◆ Written instruction
Pick out the lines below with "styles" and list them.
= = = =
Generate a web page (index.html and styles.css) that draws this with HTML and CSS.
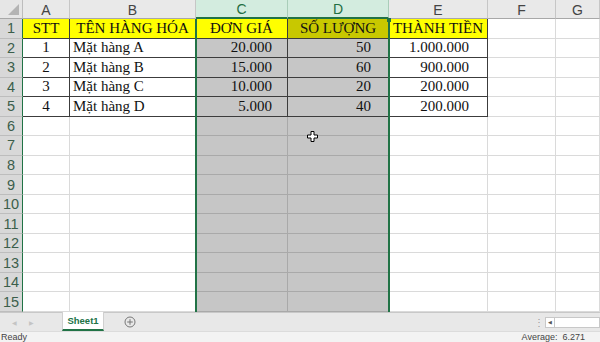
FILE: index.html
```html
<!DOCTYPE html>
<html>
<head>
<meta charset="utf-8">
<link rel="stylesheet" href="styles.css">
</head>
<body>
<div class="app">
  <div class="sheet">
    <div class="corner"><span class="tri"></span></div>
    <div class="ch">A</div>
    <div class="ch">B</div>
    <div class="ch sel">C</div>
    <div class="ch sel">D</div>
    <div class="ch">E</div>
    <div class="ch">F</div>
    <div class="ch">G</div>

    <div class="rh">1</div>
    <div class="c t y ctr">STT</div>
    <div class="c t y ctr">TÊN HÀNG HÓA</div>
    <div class="c t y ctr">ĐƠN GIÁ</div>
    <div class="c t yd ctr">SỐ LƯỢNG</div>
    <div class="c t y ctr">THÀNH TIỀN</div>
    <div class="c"></div>
    <div class="c"></div>

    <div class="rh">2</div>
    <div class="c t ctr">1</div>
    <div class="c t">Mặt hàng A</div>
    <div class="c t s r rc">20.000</div>
    <div class="c t s r rd">50</div>
    <div class="c t r re">1.000.000</div>
    <div class="c"></div>
    <div class="c"></div>

    <div class="rh">3</div>
    <div class="c t ctr">2</div>
    <div class="c t">Mặt hàng B</div>
    <div class="c t s r rc">15.000</div>
    <div class="c t s r rd">60</div>
    <div class="c t r re">900.000</div>
    <div class="c"></div>
    <div class="c"></div>

    <div class="rh">4</div>
    <div class="c t ctr">3</div>
    <div class="c t">Mặt hàng C</div>
    <div class="c t s r rc">10.000</div>
    <div class="c t s r rd">20</div>
    <div class="c t r re">200.000</div>
    <div class="c"></div>
    <div class="c"></div>

    <div class="rh">5</div>
    <div class="c t ctr">4</div>
    <div class="c t">Mặt hàng D</div>
    <div class="c t s r rc">5.000</div>
    <div class="c t s r rd">40</div>
    <div class="c t r re">200.000</div>
    <div class="c"></div>
    <div class="c"></div>

    <div class="rh">6</div><div class="c"></div><div class="c"></div><div class="c s"></div><div class="c s"></div><div class="c"></div><div class="c"></div><div class="c"></div>
    <div class="rh">7</div><div class="c"></div><div class="c"></div><div class="c s"></div><div class="c s"></div><div class="c"></div><div class="c"></div><div class="c"></div>
    <div class="rh">8</div><div class="c"></div><div class="c"></div><div class="c s"></div><div class="c s"></div><div class="c"></div><div class="c"></div><div class="c"></div>
    <div class="rh">9</div><div class="c"></div><div class="c"></div><div class="c s"></div><div class="c s"></div><div class="c"></div><div class="c"></div><div class="c"></div>
    <div class="rh">10</div><div class="c"></div><div class="c"></div><div class="c s"></div><div class="c s"></div><div class="c"></div><div class="c"></div><div class="c"></div>
    <div class="rh">11</div><div class="c"></div><div class="c"></div><div class="c s"></div><div class="c s"></div><div class="c"></div><div class="c"></div><div class="c"></div>
    <div class="rh">12</div><div class="c"></div><div class="c"></div><div class="c s"></div><div class="c s"></div><div class="c"></div><div class="c"></div><div class="c"></div>
    <div class="rh">13</div><div class="c"></div><div class="c"></div><div class="c s"></div><div class="c s"></div><div class="c"></div><div class="c"></div><div class="c"></div>
    <div class="rh">14</div><div class="c"></div><div class="c"></div><div class="c s"></div><div class="c s"></div><div class="c"></div><div class="c"></div><div class="c"></div>
    <div class="rh">15</div><div class="c"></div><div class="c"></div><div class="c s"></div><div class="c s"></div><div class="c"></div><div class="c"></div><div class="c"></div>

    <div class="selbox"></div>
    <span class="handle"></span>
    <svg class="cursor" width="11" height="11" viewBox="0 0 11 11">
      <path d="M4 0.5h3v3.5h3.5v3h-3.5v3.5h-3v-3.5h-3.5v-3h3.5z" fill="#fff" stroke="#000" stroke-width="1"/>
    </svg>
  </div>

  <div class="tabbar">
    <div class="navs"><span class="nav">&#9664;</span><span class="nav">&#9654;</span></div>
    <div class="tab">Sheet1</div>
    <div class="add">
      <svg width="12" height="12" viewBox="0 0 12 12">
        <circle cx="6" cy="6" r="5" fill="none" stroke="#777" stroke-width="1"/>
        <path d="M6 3.2v5.6M3.2 6h5.6" stroke="#777" stroke-width="1"/>
      </svg>
    </div>
    <div class="spacer"></div>
    <div class="dots">&#8942;</div>
    <div class="hscroll"><span class="larr">&#9664;</span><span class="track"></span></div>
  </div>

  <div class="status">
    <span class="ready">Ready</span>
    <span class="spacer"></span>
    <span class="avg">Average:&nbsp; 6.271</span>
  </div>
</div>
</body>
</html>
```

FILE: styles.css
```css
* { box-sizing: border-box; }
html, body { margin: 0; padding: 0; }
body { width: 600px; height: 342px; overflow: hidden; background: #fff; }

.app { width: 600px; height: 342px; display: flex; flex-direction: column; }

.sheet {
  position: relative;
  height: 312px;
  display: grid;
  grid-template-columns: 23px 47px 126px 92px 101px 99px 68px 1fr;
  grid-template-rows: 19px repeat(15, 1fr);
  font-family: "Liberation Serif", "Times New Roman", serif;
  font-size: 15px;
  color: #111;
  overflow: hidden;
}

.corner {
  position: relative;
  background: #e6e6e6;
  border-right: 1px solid #bdbdbd;
  border-bottom: 1px solid #a8a8a8;
}
.tri {
  position: absolute;
  right: 3px;
  bottom: 3px;
  width: 0;
  height: 0;
  border-left: 11px solid transparent;
  border-bottom: 11px solid #b4b4b4;
}

.ch {
  background: #e9e9e9;
  border-right: 1px solid #c6c6c6;
  border-bottom: 1px solid #a8a8a8;
  display: flex;
  align-items: center;
  justify-content: center;
  font-family: "Liberation Sans", Arial, sans-serif;
  font-size: 14px;
  color: #444;
  padding-top: 1px;
}
.ch.sel {
  background: #d3ecdf;
  color: #1f6e43;
  border-right-color: #a9cdb9;
  border-bottom: 2px solid #217346;
}

.rh {
  background: #d8d8d8;
  border-right: 1px solid #217346;
  border-bottom: 1px solid #bdbdbd;
  display: flex;
  align-items: center;
  justify-content: center;
  font-family: "Liberation Sans", Arial, sans-serif;
  font-size: 14.5px;
  color: #3b5e4b;
}

.c {
  border-right: 1px solid #dadada;
  border-bottom: 1px solid #dadada;
  display: flex;
  align-items: center;
  padding: 0 3px;
  white-space: nowrap;
  overflow: hidden;
}
.c.s {
  background: #c6c6c6;
  border-right-color: #a9a9a9;
  border-bottom-color: #a9a9a9;
}
.c.t {
  border-right-color: #3c3c3c;
  border-bottom-color: #3c3c3c;
}
.c.y { background: #ffff00; }
.c.yd { background: #c8c800; }
.ctr { justify-content: center; }
.r { justify-content: flex-end; }
.rc { padding-right: 15px; }
.rd { padding-right: 17px; }
.re { padding-right: 18px; }

.selbox {
  position: absolute;
  left: 195px;
  top: 19px;
  width: 195px;
  bottom: -4px;
  border-left: 2px solid #217346;
  border-right: 2px solid #217346;
  pointer-events: none;
}
.handle {
  position: absolute;
  left: 387px;
  top: 18px;
  width: 4px;
  height: 4px;
  background: #217346;
}
.cursor {
  position: absolute;
  left: 307px;
  top: 131px;
}

.tabbar {
  height: 19px;
  background: #e8e8e8;
  border-top: 1px solid #c8c8c8;
  display: flex;
  align-items: stretch;
  font-family: "Liberation Sans", Arial, sans-serif;
}
.navs {
  width: 62px;
  display: flex;
  align-items: center;
  gap: 12px;
  padding-left: 12px;
}
.nav { font-size: 6px; color: #c4c4c4; }
.tab {
  width: 42px;
  margin-top: -1px;
  background: #fff;
  border-left: 1px solid #d0d0d0;
  border-right: 1px solid #d0d0d0;
  border-bottom: 2px solid #217346;
  display: flex;
  align-items: center;
  justify-content: center;
  font-size: 9.5px;
  font-weight: bold;
  color: #217346;
}
.add {
  width: 52px;
  display: flex;
  align-items: center;
  justify-content: center;
}
.spacer { flex: 1; }
.dots {
  width: 12px;
  display: flex;
  align-items: center;
  justify-content: center;
  font-size: 10px;
  color: #9a9a9a;
}
.hscroll {
  width: 55px;
  display: flex;
  align-items: center;
}
.larr {
  width: 10px;
  height: 11px;
  background: #fff;
  border: 1px solid #c8c8c8;
  font-size: 5px;
  color: #555;
  display: flex;
  align-items: center;
  justify-content: center;
}
.track {
  flex: 1;
  height: 11px;
  background: #fff;
  border: 1px solid #c8c8c8;
  border-left: none;
}

.status {
  height: 11px;
  background: #f3f3f3;
  border-top: 1px solid #dcdcdc;
  display: flex;
  align-items: center;
  font-family: "Liberation Sans", Arial, sans-serif;
  font-size: 9px;
  color: #444;
  padding: 0 0 0 1px;
  overflow: hidden;
}
.avg { margin-right: 15px; }
```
= = = =
◆ Problem solution
Generate a web page (index.html and styles.css) that draws this with HTML and CSS.
<link rel="stylesheet" href="styles.css">
FILE: styles.css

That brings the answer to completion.